Russia’s, and indeed the tournament’s, top scorer so far has been the Chicago Blackhawks’ Panarin (3 gp, 3-6-9), who has been reunited with his former SKA St. Petersburg linemates Shipachyov and Yevgeny Dadonov; six of Russia’s 17 goals so far have come from that trio. Shipachyov, of course, has been much in the news this week for signing with the NHL’s expansion Las Vegas franchise, and rumour has it that the Golden Knights would like bring Dadonov over as well.
Nikita Gusev, who replaced Panarin alongside Shipachyov and Dadonov at SKA, has been on a line with the Tampa Bay Lightning pairing of Kucherov and Namestnikov, and that line has added another five tallies. The trio of Mozyakin, Sergei Plotnikov, and Vladimir Tkachyov has three goals so far, and the other three scores have all come from Andronov, on the fourth line with Ivan Telegin and Alexander Barabanov. CSKA Moscow’s Andronov is garnering some attention, deservedly enough, from NHL scouts at this tournament, although it appears that he will remain with CSKA Moscow for the coming season (h/t to Ken Alpay).

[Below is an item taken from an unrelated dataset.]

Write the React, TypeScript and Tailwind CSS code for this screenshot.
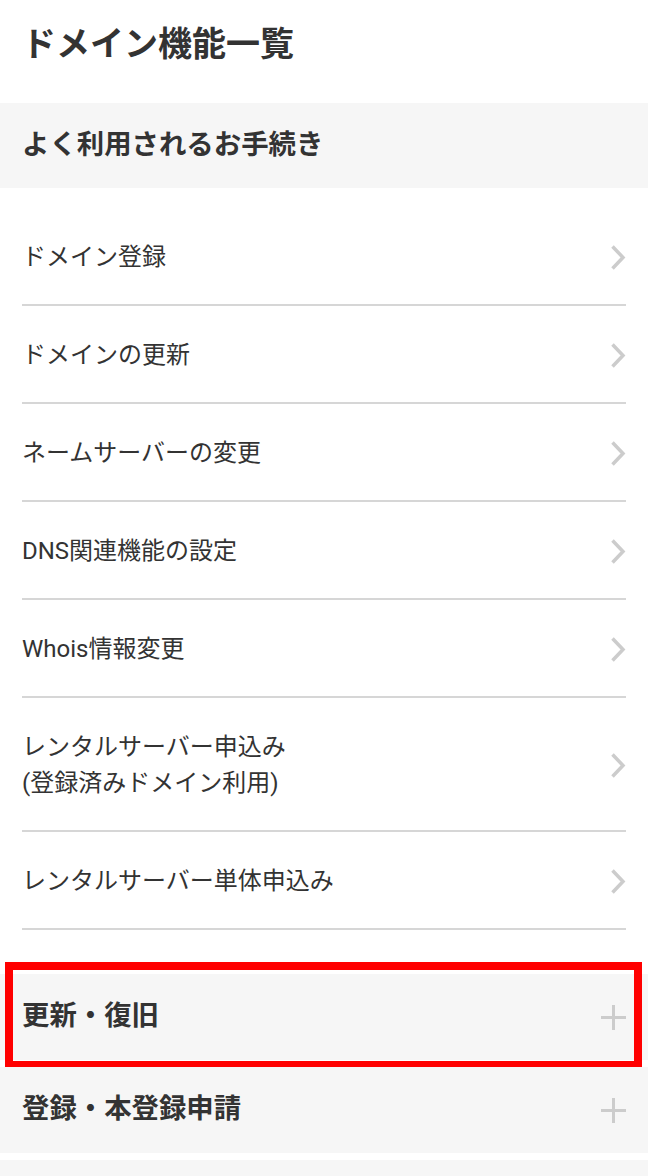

No goals yet from the Russian defence group, although Ivan Provorov, who had an excellent NHL rookie campaign with the Philadelphia Flyers, has contributed three assists. In goal, Vasilevskiy’s .921 save percentage will do just fine for now — that number suffered somewhat during the third period against Germany, but 22-year-old Lightning goalie has had a very good tournament so far in general. We will take a closer luck at the Russian defence and goaltending during the next update, when the group stage is over.
Finally, I would be remiss not to mention the Russian powerplay, with has accounted for nine goals so far on 13 opportunities. A small sample, of course, and the quality of competition has varied widely, but that’s still impressive (to put it another away, Russia has nine goals in 13:44 with the man advantage).
The two-day break for Russia before facing Denmark on Thursday will be a welcome one, as we all await the definitive word on Mozyakin’s health. It would be a great shame if he were forced out of competition at this early stage, as even at 36 years old he remains a fascinating and thrilling player to watch at work. The IIHF will doubtless give serious consideration to further disciplining Hager, and rightly so; his slew-foot was vicious, predatory, and absolutely unnecessary (Mozyakin had passed away the puck with ample time for the German player to ease off on the hit), and it could have had much more devastating consequences. Even Germany’s own coach, ex-NHLer Marco Sturm, criticized Hager for his actions, saying: “Patrick must behave better.” Said an understandably furious Tretyak: “Such players must be suspended not for one game, not for two, but for as many as possible.” We will see what happens.
So, Denmark on Thursday, and Slovakia will be Team Russia’s opposition on Saturday. The group stage will then wind up with games against Latvia next Monday and the U.S.A. on Tuesday the 16th, at which point we will have another update on how things are going in Köln. In the meantime, thank you for reading!